A meno che non fossi un uomo dalla grande apertura sessuale e mentale, alle mie latitudini si potrebbe anche sparare nell’udire affermazioni del genere, ma quantomeno giungerebbero “vastunati” (bastonate) che farebbero invidia anche a Crongoli, ma se abitassi ad Helsinki sarei contento di dire agli amici, “venite, perché no”, perché in finlandese “PULLA” significa “torta” (dolce).

Vedete come è importante la parola, il suo contesto e l’occasione?

Purtroppo la gente parla a sproposito, a maggior ragione se ricopre ruoli pubblici e ogni propria dichiarazione è sottoposta all’attenzione della stampa e senza un preventivo filtro di collaboratori esperti in comunicazione.

Ma a proposito di stampa e di comunicazione, penso di non esser stato il solo a notare che dalla nascita delle televisioni commerciali l’uso della nostra lingua è stato spesso soppiantato e accettato ormai dall’uso gergale e dialettale.

In due posti frequentemente si parla in romanesco e poi in italiano, alla RAI e all’Alitalia. Direte “non è reato!” E io vi rispondo “è una battuta”, assolutamente no, è una considerazione, io sono legato alla funzione di TV quale pubblico servizio e della necessità in una televisione di stato di avere un ruolo divulgativo parlando con un corretto linguaggio ed una perfetta pronuncia così come avviene alla BBC inglese.

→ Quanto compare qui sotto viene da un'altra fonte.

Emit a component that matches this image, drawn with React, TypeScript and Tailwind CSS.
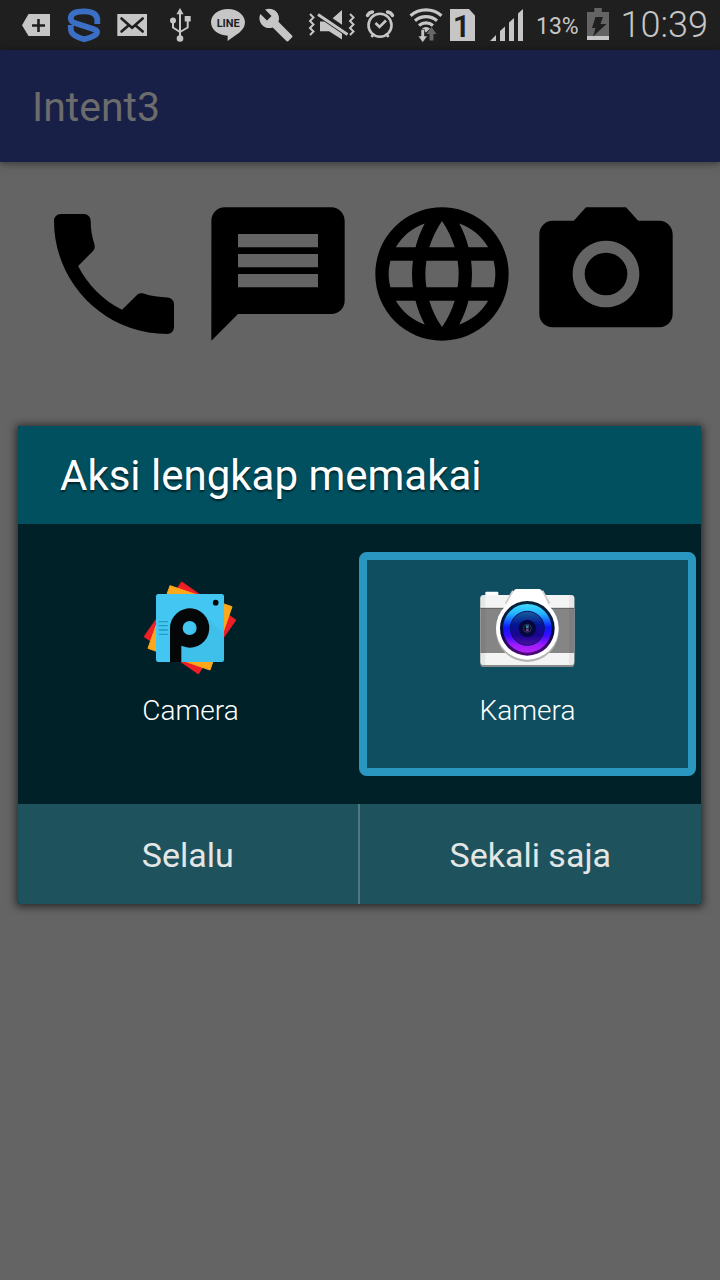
import type { ReactNode } from "react";

const INK = "#c6c6c6";
const DARK = "#1f1f1f";

/* Status bar glyph; `x` is where its slot starts in the bar's drawing space. */
function Glyph({ x, w, className, children }: { x: number; w: number; className: string; children: ReactNode }) {
  return (
    <svg aria-hidden="true" viewBox={`${x} 0 ${w} 50`} className={`h-[50px] shrink-0 ${className}`} fill={INK}>
      {children}
    </svg>
  );
}

function StatusBar() {
  return (
    <header className="flex h-[50px] items-center bg-[#1f1f1f] pl-3 pr-3 text-[#c6c6c6]">
      <Glyph x={12} w={48} className="w-12">
        <path d="M22 25.3 28.5 14H50v22H28.5z" />
        <path d="M38.5 19v13M32 25.5h13" stroke={DARK} strokeWidth="2.6" />
      </Glyph>
      <Glyph x={60} w={48} className="w-12">
        <path
          d="M97.300 24v-5C96.500 13.500 92 11.300 84 11.300S71 13.500 70.700 18c-.2 3 2 4.300 4.800 5.200L94 29.300c3 1 3.700 2.200 2.800 4C95 36.500 89.500 37.800 84 39.300 78.500 37.800 73.500 36 71.500 32c-.7-1.500-.8-4-.8-7"
          fill="none"
          stroke="#3b6fc6"
          strokeWidth="5.800"
          strokeLinejoin="round"
        />
      </Glyph>
      <Glyph x={108} w={48} className="w-12">
        <path d="M117.300 14H147v22h-29.700z" />
        <path d="m121.500 18.500 10.600 9.300 10.600-9.300M121.500 31.500l7-6M142.700 31.500l-7-6" fill="none" stroke={DARK} strokeWidth="2.600" strokeLinecap="round" />
      </Glyph>
      <Glyph x={156} w={48} className="w-12">
        <path d="m180 8 3.600 6.300h-7.200zM184.700 16h6v5.500h-6z" />
        <circle cx="173" cy="20.500" r="3" />
        <circle cx="180" cy="38.500" r="3.300" />
        <path d="M180 13v26M173 21v6.500l7 4.500M187.700 20v7.500l-7.700 4.500" fill="none" stroke={INK} strokeWidth="2" />
      </Glyph>
      <Glyph x={204} w={48} className="w-12">
        <path d="M228 9c9.500 0 17 6 17 13.300 0 4-2 7-5.500 10.200L227.500 41l.3-5.300C218.500 35.500 211 29.700 211 22.300S218.500 9 228 9z" />
        <text x="228.200" y="27" textAnchor="middle" fontSize="11" fontWeight="700" fontFamily="Roboto, sans-serif" fill={DARK}>LINE</text>
      </Glyph>
      <Glyph x={252} w={48} className="w-12">
        <path
          transform="translate(258 7) scale(1.5)"
          d="M22.700 19l-9.100-9.100c.9-2.300.4-5-1.500-6.900-2-2-5-2.400-7.400-1.300L9 6 6 9 1.600 4.700C.4 7.100.9 10.100 2.900 12.100c1.900 1.900 4.600 2.400 6.900 1.500l9.100 9.100c.4.4 1 .4 1.400 0l2.300-2.300c.5-.4.5-1.100.1-1.400z"
        />
      </Glyph>
      <Glyph x={300} w={56} className="w-14">
        <path d="M320 21.500h9L342 10v29.500l-13-8.300h-9z" />
        <path d="m317 12 32 22" stroke={DARK} strokeWidth="7.500" />
        <path d="m318 14.500 29.500 20" stroke={INK} strokeWidth="2.800" />
        <path d="m310 14 3.500 3.500-3.500 3.500 3.500 3.500-3.500 3.500 3.500 3.500-3.500 3.500M350 14l3.500 3.500L350 21l3.500 3.500L350 28l3.500 3.500L350 35" fill="none" stroke={INK} strokeWidth="2" />
      </Glyph>
      <Glyph x={356} w={48} className="w-12">
        <circle cx="380" cy="25.300" r="11.500" fill="none" stroke={INK} strokeWidth="2.600" />
        <path d="m375.500 23 4 4 6.500-6.500M371.500 37l2.500-3.500M388.500 37l-2.500-3.500" fill="none" stroke={INK} strokeWidth="2.600" />
        <path d="M367.500 15.500c1-2 2.500-3.200 5-3.500M392.500 15.500c-1-2-2.500-3.200-5-3.500" fill="none" stroke={INK} strokeWidth="3.400" strokeLinecap="round" />
      </Glyph>
      <Glyph x={404} w={40} className="w-10">
        <path d="M410.500 15.800a23.500 23.500 0 0 1 31 0M415 20.700a17 17 0 0 1 22 0M419 25.400a11 11 0 0 1 14 0" fill="none" stroke={INK} strokeWidth="3.200" />
        <path d="M422 28.600a6 6 0 0 1 8 0l-4 4z" />
        <path d="M421 29.500h3.500V36h3l-4.800 6.500L418 36h3z" stroke={DARK} strokeWidth=".6" />
        <path d="m431.500 27 5 7h-3v6.500h-4V34h-3z" fill="#686868" />
      </Glyph>
      <Glyph x={444} w={36} className="w-9">
        <path d="M450 9h19l6 6.500V41h-25z" />
        <text x="461.500" y="36.500" textAnchor="middle" fontSize="31" fontWeight="600" fontFamily="Roboto, sans-serif" fill={DARK}>1</text>
      </Glyph>
      <Glyph x={480} w={48} className="w-12">
        <path d="m490 41 6-6v6zM500 41V31l5-4.500V41zM509 41V22.500l5-4.500v23zM518 41V13.500l5-4.500v32z" />
      </Glyph>
      <span className="ml-2 pt-1 font-[Roboto,sans-serif] text-[23px] leading-[46px]">13%</span>
      <div className="ml-auto flex items-center gap-1">
        <Glyph x={580} w={36} className="w-9">
          <path d="M593.300 8h7.500v4h7.200v28h-22V12h7.300z" fill="#646464" />
          <path d="M586 36h22v4h-22z" />
          <path d="M594.500 17h7.500l-2.500 7h6L592 36.500l2.500-8.500H591z" fill={DARK} />
        </Glyph>
        <span className="font-[Roboto,sans-serif] text-[36px] font-light leading-[50px]">10:39</span>
      </div>
    </header>
  );
}

const actions = [
  {
    label: "Telepon",
    d: "M6.620 10.790c1.440 2.830 3.760 5.140 6.590 6.590l2.200-2.200c.27-.27.67-.36 1.020-.24 1.120.37 2.330.57 3.570.57.55 0 1 .45 1 1V20c0 .55-.45 1-1 1-9.390 0-17-7.610-17-17 0-.55.45-1 1-1h3.500c.55 0 1 .45 1 1 0 1.250.2 2.450.57 3.570.11.35.03.74-.25 1.020l-2.200 2.200z",
  },
  {
    label: "Pesan",
    d: "M20 2H4c-1.100 0-1.990.9-1.990 2L2 22l4-4h14c1.100 0 2-.9 2-2V4c0-1.100-.9-2-2-2zm-2 12H6v-2h12v2zm0-3H6V9h12v2zm0-3H6V6h12v2z",
  },
  {
    label: "Web",
    d: "M11.990 2C6.470 2 2 6.480 2 12s4.470 10 9.990 10C17.520 22 22 17.520 22 12S17.520 2 11.990 2zm6.930 6h-2.950c-.32-1.250-.78-2.450-1.380-3.560 1.840.63 3.370 1.910 4.330 3.560zM12 4.040c.83 1.200 1.480 2.530 1.910 3.960h-3.820c.43-1.430 1.080-2.760 1.910-3.960zM4.260 14C4.100 13.360 4 12.690 4 12s.1-1.360.26-2h3.380c-.08.66-.14 1.320-.14 2 0 .68.06 1.340.14 2H4.260zm.82 2h2.950c.32 1.250.78 2.450 1.380 3.560-1.840-.63-3.370-1.900-4.330-3.560zm2.950-8H5.080c.96-1.660 2.490-2.930 4.330-3.560C8.810 5.550 8.350 6.750 8.030 8zM12 19.960c-.83-1.200-1.480-2.530-1.910-3.960h3.820c-.43 1.430-1.080 2.760-1.910 3.960zM14.340 14H9.660c-.09-.66-.16-1.320-.16-2 0-.68.07-1.350.16-2h4.680c.09.65.16 1.320.16 2 0 .68-.07 1.340-.16 2zm.25 5.560c.6-1.110 1.060-2.310 1.380-3.560h2.950c-.96 1.650-2.490 2.930-4.330 3.560zM16.360 14c.08-.66.14-1.320.14-2 0-.68-.06-1.340-.14-2h3.380c.16.64.26 1.310.26 2s-.1 1.360-.26 2h-3.380z",
  },
  {
    label: "Kamera",
    d: "M12 8.800a3.200 3.200 0 1 0 0 6.400a3.200 3.200 0 1 0 0-6.400zM9 2L7.170 4H4c-1.100 0-2 .9-2 2v12c0 1.100.9 2 2 2h16c1.100 0 2-.9 2-2V6c0-1.100-.9-2-2-2h-3.170L15 2H9zm3 15c-2.760 0-5-2.240-5-5s2.240-5 5-5 5 2.240 5 5-2.240 5-5 5z",
  },
];

function PhotoAppIcon() {
  return (
    <svg aria-hidden="true" viewBox="39 30 288 288" className="size-24">
      <path d="M155 35 318 150 205 312 42 200z" fill="#ee1f25" stroke="#ee1f25" strokeWidth="2" strokeLinejoin="round" />
      <path d="M120 47 306 110 240 300 54 235z" fill="#fba81c" stroke="#fba81c" strokeWidth="3" strokeLinejoin="round" />
      <rect x="78" y="72" width="204" height="204" rx="7" fill="#43c6f1" />
      <path d="m221 132 61 61v76q0 7-7 7H154v-45z" fill="#35b4df" opacity=".3" />
      <path d="M88 155h24M88 167h24M88 180h24M88 193h24" stroke="#1f9bc4" strokeWidth="4" strokeLinecap="round" />
      <path fillRule="evenodd" d="M120 276V174a59 59 0 1 1 34 53.500V276zM179 153a21 21 0 1 0 0 42 21 21 0 1 0 0-42z" fill="#050608" />
      <circle cx="257" cy="98" r="8.500" fill="#050608" />
    </svg>
  );
}

function CameraAppIcon() {
  return (
    <svg aria-hidden="true" viewBox="44 15 288 288" className="size-24">
      <defs>
        <linearGradient id="lens" x1="0" y1="0" x2="0" y2="1">
          <stop offset="0" stopColor="#3fdcff" />
          <stop offset=".2" stopColor="#22b4ff" />
          <stop offset=".48" stopColor="#0a18ff" />
          <stop offset=".65" stopColor="#3a0cff" />
          <stop offset=".85" stopColor="#a01cff" />
          <stop offset="1" stopColor="#b424f4" />
        </linearGradient>
        <linearGradient id="rim" x1="0" y1="0" x2="0" y2="1">
          <stop offset="0" stopColor="#022838" />
          <stop offset=".6" stopColor="#080840" />
          <stop offset="1" stopColor="#520a80" />
        </linearGradient>
        <linearGradient id="glass" x1="0" y1="0" x2="0" y2="1">
          <stop offset="0" stopColor="#155f9c" />
          <stop offset=".4" stopColor="#061490" />
          <stop offset=".7" stopColor="#1a0590" />
          <stop offset="1" stopColor="#4b10a4" />
        </linearGradient>
      </defs>
      <rect x="60" y="50" width="39" height="20" rx="3" fill="#fff" />
      <rect x="45" y="62" width="282" height="214" rx="10" fill="#8b8b8b" />
      <rect x="45" y="60" width="282" height="210" rx="10" fill="#f4f4f4" />
      <path d="M45 100h282v134H45z" fill="#858585" />
      <path d="M45 100h282" stroke="#5c5c5c" strokeWidth="3" />
      <path d="M311 60h6q10 0 10 10v190q0 10-10 10h-6zM45 70q0-10 10-10h5v210h-5q-10 0-10-10z" fill="#000" opacity=".05" />
      <path d="m122 86 22-38M252 86l-22-38" stroke="#cfcfcf" strokeWidth="8" />
      <circle cx="186" cy="167" r="94" fill="#b5b5b5" />
      <path d="M145 48q3-6 8-6h68q6 0 9 6l18 38-62 30-62-30z" fill="#fff" />
      <circle cx="186" cy="160" r="94" fill="#fff" />
      <circle cx="186" cy="160" r="82" fill="url(#rim)" />
      <circle cx="186" cy="160" r="73" fill="url(#lens)" />
      <circle cx="186" cy="160" r="51" fill="url(#glass)" stroke="#0c1264" strokeWidth="3" />
      <circle cx="186" cy="160" r="26" fill="#04083f" />
      <circle cx="186" cy="160" r="12" fill="#080a20" stroke="#2f3a5c" strokeWidth="3" />
      <path d="M186 151v9" stroke="#3a8ca8" strokeWidth="8" />
      <path d="M186 162v7" stroke="#7a3a98" strokeWidth="8" />
    </svg>
  );
}

function AppChoice({ label, icon, selected = false }: { label: string; icon: ReactNode; selected?: boolean }) {
  return (
    <button
      type="button"
      aria-pressed={selected}
      className={`flex h-56 flex-col items-center gap-4 rounded-lg border-8 pt-5 text-[28px] font-light leading-[38px] text-white ${
        selected ? "border-[#2a97c1]" : "border-transparent"
      }`}
    >
      {icon}
      <span>{label}</span>
    </button>
  );
}

export default function App() {
  return (
    <div className="flex min-h-screen flex-col bg-[#646464] font-[Roboto,sans-serif]">
      <StatusBar />
      <div className="relative flex grow flex-col">
        <div className="flex h-28 items-center bg-[#192048] px-8 pt-0.5 shadow-[0_1px_8px_rgba(0,0,0,0.5)]">
          <h1 className="text-[41px] leading-[48px] text-[#6c6c6c]">Intent3</h1>
        </div>
        <main className="flex justify-center gap-1 p-8">
          {actions.map((a) => (
            <button key={a.label} type="button" aria-label={a.label} className="size-40">
              <svg aria-hidden="true" viewBox="0 0 24 24" className="size-full" fill="#000">
                <path d={a.d} />
              </svg>
            </button>
          ))}
        </main>

        <div className="absolute inset-0 flex items-center pl-[18px] pr-[19px]">
          <div role="dialog" aria-labelledby="chooser-title" className="w-full overflow-hidden rounded-xs bg-[#002128] shadow-[0_1px_9px_2px_rgba(0,0,0,0.6)]">
            <h2 id="chooser-title" className="bg-[#00505f] px-[42px] pb-[23px] pt-[25px] text-[42px] leading-[50px] text-white [text-shadow:0_2px_2px_rgba(0,0,0,0.6)]">
              Aksi lengkap memakai
            </h2>
            <div className="grid grid-cols-2 py-7 pl-1 pr-[5px]">
              <AppChoice label="Camera" icon={<PhotoAppIcon />} />
              <div className="grid rounded-lg bg-[#0f4e60]">
                <AppChoice label="Kamera" icon={<CameraAppIcon />} selected />
              </div>
            </div>
            <div className="grid h-25 grid-cols-2 bg-[#1e525c] text-[34px] text-[#e4e6e6]">
              <button type="button" className="border-r-2 border-[#51777f] pt-0.5">Selalu</button>
              <button type="button" className="pt-0.5">Sekali saja</button>
            </div>
          </div>
        </div>
      </div>
    </div>
  );
}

Ad esempio, quel povero congiuntivo, ne vogliamo parlare?

Probabilmente inserito al termine dei programmi scolastici, probabilmente spesso saltato, trascurato, tanto da diffondere quella che ormai un po’ tutti chiamiamo “congiuntivite”, i colpi di “se sarei al posto di se fossi” messe in bocca a ministri, presidenti, assessori ammutoliscono le sale e le riunioni più prestigiose e risultano più diseducativi dell’uso delle dita nel naso per scaccolarsi.

La consecutio temporum. A che ti vai ad “apprecare”?

Quei discorsi pieni di incidentali che comprendi solo se sei disattento e ascolti una frase su due, poiché se rimani attento rischio di arrivare ad un vicolo cieco e chiederti: “adesso dove si va?”

Voi mi direte che nel tempo dei social basta che comunichiamo, basta che ci facciamo comprendere, “Xche” la comunicazione e la frequenza del prossimo passa attraverso strumenti virtuali, attraverso immagini.

È vero ma anche se rassegnatamente sgrammaticati, anche se virtualmente contratti e prostrati all’altare del “T9”, ma quale è il motivo per il cui tra tutte le libertà che ci sono state date, quando ci si trova davanti ad una telecamera o un microfono ci si deve sentire necessariamente obbligati a “sparare minchiate” quando non si è esperti di un argomento? Quanto sarebbe saggio tacere ed ascoltare?